Its great bell, approximately 2.7 meters in both height and diameter, is counted among the “three famous bells of Japan” and is considered a representative example of Nara-period style.

The deep, heavy sound that slowly spreads through the winter air of the ancient capital, together with the vast temple complex, lends an even more solemn atmosphere to the moment of seeing in the New Year.

 

 

【New Year’s Eve bell at Todai-ji Temple.】

 

 

Eihei-ji (Eiheiji Town, Fukui Prefecture)

 

Eihei-ji, the head temple of the Sōtō Zen school, is known as a rigorous training monastery.

 

On New Year’s Eve, the temple’s training monks take turns striking the bell.

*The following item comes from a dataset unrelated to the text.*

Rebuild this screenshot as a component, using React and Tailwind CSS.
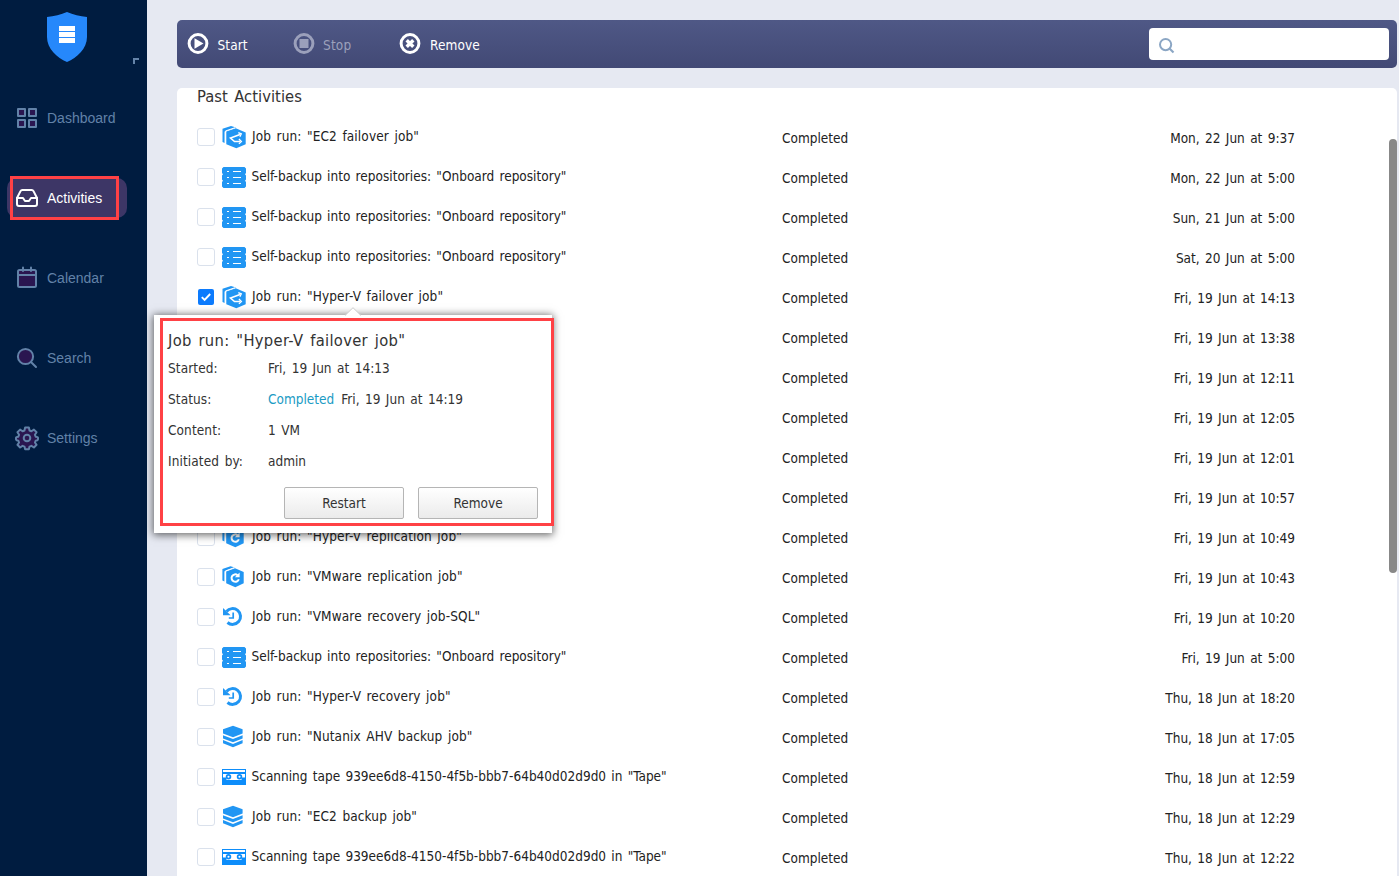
const TAHOMA = "font-['DejaVu_Sans_Condensed','DejaVu_Sans',sans-serif] [font-stretch:condensed]";

const BLUE = "#2196f3";

function ShieldLogo() {
  return (
    <svg width="40" height="50" viewBox="0 0 40 50">
      <path d="M20 0 C26 2.8 33 4.2 40 5 V25 C40 37 30 45.500 20 50 C10 45.500 0 37 0 25 V5 C7 4.200 14 2.800 20 0Z" fill="#2688fb" />
      <path d="M12 14h16v5H12zM12 20h16v5H12zM12 26h16v5H12z" fill="#fff" />
    </svg>
  );
}

const NAV_FILL = "#2a1650";

function NavIcon({ name }) {
  const common = { fill: NAV_FILL, stroke: "currentColor", strokeWidth: 2, strokeLinejoin: "round", strokeLinecap: "round" };
  return (
    <svg width="24" height="24" viewBox="0 0 24 24" className="shrink-0 overflow-visible">
      {name === "Dashboard" && (
        <g {...common}>
          <rect x="3" y="3" width="7" height="7" />
          <rect x="14" y="3" width="7" height="7" />
          <rect x="3" y="14" width="7" height="7" />
          <rect x="14" y="14" width="7" height="7" />
        </g>
      )}
      {name === "Activities" && (
        <g {...common} fill="none">
          <path d="M22 12h-6l-2 3h-4l-2-3H2" />
          <path d="M5.500 5.100 2 12v6a2 2 0 0 0 2 2h16a2 2 0 0 0 2-2v-6l-3.500-6.900A2 2 0 0 0 16.700 4H7.300a2 2 0 0 0-1.800 1.100z" />
        </g>
      )}
      {name === "Calendar" && (
        <g {...common}>
          <rect x="3" y="4" width="18" height="17" rx="1.500" />
          <path d="M3 9h18M8 1.500V5M16 1.500V5" />
        </g>
      )}
      {name === "Search" && (
        <g {...common}>
          <circle cx="10.500" cy="10.500" r="7.600" />
          <path d="m16.200 16.200 4.800 4.800" />
        </g>
      )}
      {name === "Settings" && (
        <g {...common} transform="translate(12 12) scale(1.1) translate(-12 -12)" strokeWidth="1.800">
          <path d="M10.300 2.500h3.400l.6 2.700 1.700.7 2.300-1.500 2.400 2.400-1.500 2.300.7 1.700 1.700.4.400.6v1.400l-.5.800-1.600.4-.7 1.700 1.500 2.100-2.400 2.400-2.300-1.500-1.700.7-.6 2.400h-3.400l-.6-2.400-1.700-.7-2.300 1.500-2.400-2.400 1.500-2.100-.7-1.700-1.600-.4-.5-.8v-1.400l.4-.6 1.700-.4.700-1.700-1.500-2.300 2.400-2.400 2.300 1.500 1.700-.7z" />
          <circle cx="12" cy="12" r="3" />
        </g>
      )}
    </svg>
  );
}

function ToolIcon({ name }) {
  return (
    <svg width="22" height="22" viewBox="0 0 22 22" className="shrink-0">
      <circle cx="11" cy="10.500" r="8.900" fill="none" stroke="currentColor" strokeWidth="3" />
      {name === "Start" && <path d="M7.500 5.300v10.400l9-5.200z" fill="currentColor" />}
      {name === "Stop" && <path d="M6.500 6h9v9h-9z" fill="currentColor" />}
      {name === "Remove" && <path d="m7.700 7.200 6.600 6.600M14.300 7.200l-6.600 6.600" stroke="currentColor" strokeWidth="3.400" />}
    </svg>
  );
}

function JobIcon({ type }) {
  return (
    <svg width="24" height="24" viewBox="0 0 24 24" className="shrink-0">
      {type === "failover" && (
        <g>
          <path d="M.5 17V3.800L9 1l5 1.500-9.500 3.300-1.900 1V18z" fill={BLUE} />
          <path d="M13.800 3.200 23.700 7.600V19.300L14.300 23.300 4.300 19.300V6.600z" fill={BLUE} />
          <path d="M3.400 19V6L13 2.700" fill="none" stroke="#fff" strokeWidth="1" />
          <g fill="none" stroke="#fff" strokeWidth="1.600">
            <path d="M18 9.500 8.500 13l4 3.500H18" />
            <path d="m16.300 7.600 3 1.300-1.400 2.900M16.900 14l2.500 2.500-2.500 2.400" strokeWidth="1.300" />
          </g>
        </g>
      )}
      {type === "replication" && (
        <g>
          <path d="M.4 15.500V4L8.500 1.200l4.300 1.300L4.300 5.600l-1.800 1V16.500z" fill={BLUE} />
          <path d="M13 3.200 21.700 7V18.300L13.300 22.300 4.200 18.300V6.600z" fill={BLUE} />
          <path d="M3.300 18V6L12.300 2.600" fill="none" stroke="#fff" strokeWidth="1" />
          <path d="M15.600 10.200A3.700 3.700 0 1 0 16.800 14.200" fill="none" stroke="#fff" strokeWidth="2" />
          <path d="M17.600 7.600v4.700h-4.700z" fill="#fff" />
        </g>
      )}
      {type === "repository" && (
        <g>
          <path d="M1.500 2h21L24 3.500V8l-1 1.300 1 1.300v3.900l-1 1.200 1 1.300v4.500L22.500 23h-21L0 21.500V17l1-1.300-1-1.200v-3.900l1-1.300L0 8V3.500z" fill={BLUE} />
          <path d="M5 6.500h2M11 6.500h8M5 12.500h2M11 12.500h8M5 18.500h2M11 18.500h8" stroke="#fff" strokeWidth="1" />
        </g>
      )}
      {type === "recovery" && (
        <g fill="none" stroke={BLUE} strokeWidth="3">
          <path d="M4.500 6.500A7.900 7.900 0 1 1 5.500 17.500" />
          <path d="M1 3v7.300h7.600z" fill={BLUE} stroke="none" />
          <path d="M11.200 7.500v5.500H6.800" strokeWidth="1.700" />
        </g>
      )}
      {type === "backup" && (
        <g fill={BLUE}>
          <path d="M11 .8 20.600 4.300V8.500L11 12.200 1 8.500V4.300z" />
          <path d="M1 10.200 11 14 20.600 10.200V13.400L11 17.200 1 13.400z" />
          <path d="M1 15 11 19 20.600 15V18.200L11 22.200 1 18.200z" />
        </g>
      )}
      {type === "tape" && (
        <g>
          <path d="M0 4h24v16H0z" fill="#0d8dfa" />
          <path d="M1 5h22v2H1zM1 9h22v3.500L21.500 15h-19L1 12.500z" fill="#fff" />
          <path d="M1 12.600h3.500v2.400H1zM19.500 12.600H23v2.400h-3.500z" fill="#0d8dfa" />
          <circle cx="6.500" cy="11.700" r="1.900" fill="#fff" stroke="#0d8dfa" strokeWidth="1.700" />
          <circle cx="17.500" cy="11.700" r="1.900" fill="#fff" stroke="#0d8dfa" strokeWidth="1.700" />
        </g>
      )}
    </svg>
  );
}

const NAV = ["Dashboard", "Activities", "Calendar", "Search", "Settings"];

const REPO = 'Self-backup into repositories: "Onboard repository"';
const TAPE = 'Scanning tape 939ee6d8-4150-4f5b-bbb7-64b40d02d9d0 in "Tape"';

const ROWS = [
  { type: "failover", name: 'Job run: "EC2 failover job"', date: "Mon, 22 Jun at 9:37" },
  { type: "repository", name: REPO, date: "Mon, 22 Jun at 5:00" },
  { type: "repository", name: REPO, date: "Sun, 21 Jun at 5:00" },
  { type: "repository", name: REPO, date: "Sat, 20 Jun at 5:00" },
  { type: "failover", name: 'Job run: "Hyper-V failover job"', date: "Fri, 19 Jun at 14:13", checked: true },
  { date: "Fri, 19 Jun at 13:38" },
  { date: "Fri, 19 Jun at 12:11" },
  { date: "Fri, 19 Jun at 12:05" },
  { date: "Fri, 19 Jun at 12:01" },
  { date: "Fri, 19 Jun at 10:57" },
  { type: "replication", name: 'Job run: "Hyper-V replication job"', date: "Fri, 19 Jun at 10:49" },
  { type: "replication", name: 'Job run: "VMware replication job"', date: "Fri, 19 Jun at 10:43" },
  { type: "recovery", name: 'Job run: "VMware recovery job-SQL"', date: "Fri, 19 Jun at 10:20" },
  { type: "repository", name: REPO, date: "Fri, 19 Jun at 5:00" },
  { type: "recovery", name: 'Job run: "Hyper-V recovery job"', date: "Thu, 18 Jun at 18:20" },
  { type: "backup", name: 'Job run: "Nutanix AHV backup job"', date: "Thu, 18 Jun at 17:05" },
  { type: "tape", name: TAPE, date: "Thu, 18 Jun at 12:59" },
  { type: "backup", name: 'Job run: "EC2 backup job"', date: "Thu, 18 Jun at 12:29" },
  { type: "tape", name: TAPE, date: "Thu, 18 Jun at 12:22" },
];

function Checkbox({ checked }) {
  if (checked) {
    return (
      <span className="m-px flex size-4 shrink-0 items-center justify-center rounded-xs bg-[#0c7bfd]">
        <svg width="12" height="12" viewBox="0 0 12 12">
          <path d="M1.800 6.200 4.600 9l5.600-6" fill="none" stroke="#fff" strokeWidth="1.900" />
        </svg>
      </span>
    );
  }
  return <span className="size-[18px] shrink-0 rounded-[3px] border border-[#dae1ec] bg-white" />;
}

function Row({ row }) {
  const isJob = row.name?.startsWith("Job");
  return (
    <div className="flex h-10 shrink-0 items-center pl-5">
      <div className="flex w-[585px] items-center">
        <Checkbox checked={row.checked} />
        <span className="ml-[7px] flex">
          <JobIcon type={row.type} />
        </span>
        <span
          className={`pb-[3px] leading-5 whitespace-nowrap ${
            isJob ? "ml-[6px] tracking-[0.12px] [word-spacing:1.5px]" : "ml-[5.5px] [word-spacing:1.4px]"
          }`}
        >
          {row.name}
        </span>
      </div>
      <div className="w-[213px] pt-px leading-5">Completed</div>
      <div className="w-[300px] pt-px text-right leading-5 [word-spacing:1.5px]">{row.date}</div>
    </div>
  );
}

function Detail({ label, children }) {
  return (
    <div className="flex h-[31px] items-center leading-5 [word-spacing:1.6px]">
      <span className="w-[100px] tracking-[0.1px]">{label}</span>
      {children}
    </div>
  );
}

function DialogButton({ children }) {
  return (
    <button className="h-8 w-[120px] rounded-xs border border-[#b5b5b5] bg-linear-to-b from-white to-[#ebebeb] leading-5">
      {children}
    </button>
  );
}

function JobPopup() {
  return (
    <div className="absolute top-[315px] left-[154px] h-[218px] w-[398px] bg-white pl-3.5 text-[#333] shadow-[0_1px_8px_1px_rgba(0,0,0,0.6)]">
      <svg className="absolute top-[-8px] left-[190px]" width="18" height="9" viewBox="0 0 18 9">
        <path d="M1 8.500 9 .7l8 7.800" fill="#fff" stroke="#ccc" />
      </svg>
      <div className="pointer-events-none absolute top-[3px] left-[6px] h-[208px] w-[394px] border-3 border-[#ff4145]" />
      <h2 className="pt-[14px] text-[16.4px] leading-[23px] tracking-[0.32px] [word-spacing:1.8px]">Job run: "Hyper-V failover job"</h2>
      <div>
        <Detail label="Started:">Fri, 19 Jun at 14:13</Detail>
        <Detail label="Status:">
          <span className="mr-[7px] text-[#1a9bc4]">Completed</span>Fri, 19 Jun at 14:19
        </Detail>
        <Detail label="Content:">1 VM</Detail>
        <Detail label="Initiated by:">admin</Detail>
      </div>
      <div className="mt-[11px] flex justify-end gap-3.5 pr-3.5">
        <DialogButton>Restart</DialogButton>
        <DialogButton>Remove</DialogButton>
      </div>
    </div>
  );
}

export default function App() {
  return (
    <div className={`relative flex h-[876px] w-[1399px] overflow-hidden bg-[#e6e9f2] text-[13.5px] text-[#222] ${TAHOMA}`}>
      <aside className="relative flex w-[147px] shrink-0 flex-col bg-[#001c40] font-['Liberation_Sans',Arial,sans-serif] text-sm">
        <div className="flex h-[98px] pt-3 pl-[47px]">
          <ShieldLogo />
          <span className="mt-[46px] ml-[46px] size-1.5 border-t-2 border-l-2 border-[#6584a9]" />
        </div>
        <nav className="flex flex-col gap-10 pl-[7px]">
          {NAV.map((item) => (
            <div
              key={item}
              className={`flex h-10 w-[120px] items-center gap-2 rounded-[10px] pl-2 ${
                item === "Activities" ? "bg-[#3d3666] text-white" : "text-[#6282a8]"
              }`}
            >
              <NavIcon name={item} />
              {item}
            </div>
          ))}
        </nav>
        <div className="absolute top-[176px] left-[10px] h-11 w-[109px] border-3 border-[#ff4145]" />
      </aside>

      <main className="flex w-[1250px] flex-col pt-5 pl-[30px]">
        <div className="flex h-12 shrink-0 items-center rounded-[5px] bg-linear-to-b from-[#4f5886] to-[#424975] pl-2.5 text-white">
          <div className="flex w-[105.5px] items-center gap-[8.5px]">
            <ToolIcon name="Start" />
            <span className="pt-0.5 leading-5 tracking-[0.1px]">Start</span>
          </div>
          <div className="flex w-[106.5px] items-center gap-[8.5px] text-[#9ba0bb]">
            <ToolIcon name="Stop" />
            <span className="pt-0.5 leading-5 tracking-[0.2px]">Stop</span>
          </div>
          <div className="flex items-center gap-[9px]">
            <ToolIcon name="Remove" />
            <span className="pt-0.5 leading-5 tracking-[0.1px]">Remove</span>
          </div>
          <div className="mr-2 ml-auto flex h-8 w-60 items-center rounded-sm bg-white pl-2.5">
            <svg width="16" height="16" viewBox="0 0 16 16" className="mt-[3px]">
              <circle cx="6.600" cy="6.600" r="5.600" fill="none" stroke="#8ba6c4" strokeWidth="2" />
              <path d="m10.500 10.500 4 4" stroke="#8ba6c4" strokeWidth="2.200" />
            </svg>
          </div>
        </div>

        <section className="relative mt-5 flex h-[788px] flex-col overflow-hidden rounded-t-[5px] bg-white">
          <h1 className="h-[29px] shrink-0 pl-5 text-[16.4px] leading-[18px] tracking-[0.05px] text-[#333] [word-spacing:1.6px]">Past Activities</h1>
          {ROWS.map((row) => (
            <Row key={row.date} row={row} />
          ))}
          <div className="absolute top-[51px] right-0 h-[434px] w-2 rounded-full bg-[#888]" />
        </section>
      </main>

      <JobPopup />
    </div>
  );
}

In the snow-covered mountain precincts, surrounded by tall cedars, the sight of many monks, one after another, stepping up to ring the bell is steeped in a tense, austere atmosphere.

 

At another bell within the grounds, ordinary visitors may also take part, making it a cherished event in which people can experience New Year’s Eve in the unique environment of a Zen training temple.

 

 

【New Year’s Eve bell at Eihei-ji Temple.】

 

At each temple, the size of the bell, the way it is struck, and the expressions of those who gather there all differ slightly.
Yet the sound that rings out into the night sky on New Year’s Eve is, at its core, much the same everywhere—and it has quietly accumulated in people’s memories as the sound of “New Year’s transition.”

 

A night listening to the sound of temple bells.

 

On New Year’s Eve, if you pause for a moment—
in the stillness of a temple courtyard, or by your window at home—and listen carefully,
you may hear the slow tolling of a bell from far away.

 

Joya no Kane is, on one level, a Buddhist rite meant to dispel earthly desires.
At the same time, it is the sound that gently announces that ending and beginning have overlapped in a single moment.

 

Listening to the bell, we look back on the year that has passed and let our hopes turn toward the year to come.

This modest interval of reflection will, in one form or another, continue to be handed down as a defining scene of Japan’s year-end for many years into the future.